Thanks for the continued feedback, guys! Nonesuch00, it's actually a bit more complicated than a simple flood-fill, and even more so now that I've been experimenting with ways to further mitigate the washing-out effect. The source color that I use to tint the skin for darker tones is actually quite bright already (one of the three RGB values is at a full 255), with the darkening that goes along with it taking place later in the node tree. The color and the base texture map are both fed into a custom-made tinting node specifically designed to preserve texture detail through the tinting process (though I can't say definitively just how successful I was in that respect). Also, there are three "layers" of SSS (only one actual SSS node, but three different values for each of a few key settings that are blended together at ratios modulated by the concentration of different color components in the raw texture map), and only the middle "layer" has the edited skin color applied to it.
Even so, after taking a short break, I decided to tackle at least what I consider to be the most pressing of recent critiques, namely the "baked good" look that Rashad was talking about as well as the intricacies of generating a range of believable skin tones from a single base map. I've tweaked the bump map, lowered the SSS radius a bit, and attempted to maintain more detail in the darker complexions by adding some map-modulated variance into the base tint color. As part of the latter initiative, I also incorporated a more nuanced range of tints for darker skin tones based on Luschan's chromatic scale.

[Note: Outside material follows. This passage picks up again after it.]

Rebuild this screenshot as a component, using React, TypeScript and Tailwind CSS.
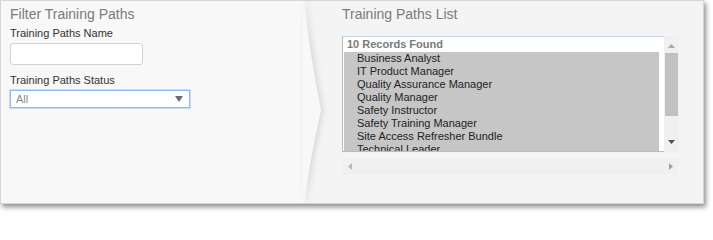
import React from 'react';

const items = [
  'Business Analyst',
  'IT Product Manager',
  'Quality Assurance Manager',
  'Quality Manager',
  'Safety Instructor',
  'Safety Training Manager',
  'Site Access Refresher Bundle',
  'Technical Leader',
];

const FilterPanel: React.FC = () => (
  <div className="relative z-10 w-[302px] shrink-0 bg-[#f8f8f8] pl-[9px] pt-[4px]">
    <h2 className="text-[14px] leading-[18px] text-[#7b7b7b]">Filter Training Paths</h2>
    <label className="mt-[3px] block text-[11px] leading-[14px] text-[#333]">Training Paths Name</label>
    <input
      type="text"
      className="mt-[3px] block h-[22px] w-[133px] rounded-[3px] border border-[#d2d2d2] bg-white outline-none"
    />
    <label className="mt-[8px] block text-[11px] leading-[14px] text-[#333]">Training Paths Status</label>
    <div className="mt-[3px] flex h-[18px] w-[180px] items-center justify-between border border-[#8dbcf0] bg-white pl-[5px] pr-[6px] shadow-[0_0_0_1px_rgba(141,188,240,0.45)]">
      <span className="text-[11px] leading-none text-[#8a8a8a]">All</span>
      <svg width="8" height="6" viewBox="0 0 8 6">
        <polygon points="0,0 8,0 4,6" fill="#6b6b78" />
      </svg>
    </div>

    {/* chevron edge */}
    <svg
      className="absolute left-full top-0 h-full w-[20px] drop-shadow-[2px_0_3px_rgba(0,0,0,0.13)]"
      viewBox="0 0 20 204"
      preserveAspectRatio="none"
    >
      <path d="M0 0 L1 0 Q7 55 18 110 Q7 160 1 204 L0 204 Z" fill="#f8f8f8" />
    </svg>
  </div>
);

const ListPanel: React.FC = () => (
  <div className="flex-1 bg-[#f4f4f4] pl-[39px] pt-[4px]">
    <h2 className="text-[14px] leading-[18px] text-[#7b7b7b]">Training Paths List</h2>

    {/* list box */}
    <div className="mt-[13px] flex h-[116px] w-[337px]">
      <div className="flex-1 overflow-hidden border-l border-t border-b border-[#b9bcc2] border-t-[#c5d3e2] bg-white pl-px pr-[5px]">
        <div className="h-[15px] pl-[3px] text-[11px] font-bold leading-[15px] text-[#7a7a7a]">10 Records Found</div>
        <div className="bg-[#c6c6c6]">
          {items.map((item) => (
            <div key={item} className="h-[13px] pl-[13px] text-[11px] leading-[13px] text-[#222] whitespace-nowrap">
              {item}
            </div>
          ))}
        </div>
      </div>
      {/* vertical scrollbar */}
      <div className="flex w-[15px] flex-col items-center bg-[#f0f0f0]">
        <svg className="mt-[8px]" width="7" height="4" viewBox="0 0 7 4">
          <polygon points="0,4 7,4 3.5,0" fill="#a8a8a8" />
        </svg>
        <div className="mt-[5px] h-[63px] w-[13px] bg-[#c1c1c1]" />
        <svg className="mt-[24px]" width="7" height="4" viewBox="0 0 7 4">
          <polygon points="0,0 7,0 3.5,4" fill="#505050" />
        </svg>
      </div>
    </div>

    {/* horizontal scrollbar */}
    <div className="mt-[6px] flex h-[17px] w-[337px] items-center justify-between bg-[#f0f0f0] px-[6px]">
      <svg width="4" height="7" viewBox="0 0 4 7">
        <polygon points="4,0 4,7 0,3.5" fill="#b8b8b8" />
      </svg>
      <svg width="4" height="7" viewBox="0 0 4 7">
        <polygon points="0,0 0,7 4,3.5" fill="#a0a0a0" />
      </svg>
    </div>
  </div>
);

export default function App() {
  return (
    <div className="h-[215px] w-[713px] bg-white" style={{ fontFamily: '"Liberation Sans", Arial, sans-serif' }}>
      <div className="flex h-[204px] w-[704px] border border-[#d6d6d6] shadow-[2px_3px_5px_rgba(0,0,0,0.45)]">
        <FilterPanel />
        <ListPanel />
      </div>
    </div>
  );
}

For whatever it's worth, here's a test of the current results, this time featuring, just for the sake of not being too repetitive, skin that's not quite as dark as in the previous render of this character but still clearly within what we might call a plausible "African" range. Tomorrow, I'll probably be posting an updated version of the very first render in this thread, though again with somewhat modified skin and eye colors just to keep things interesting and further test the flexibility of my basic shader system.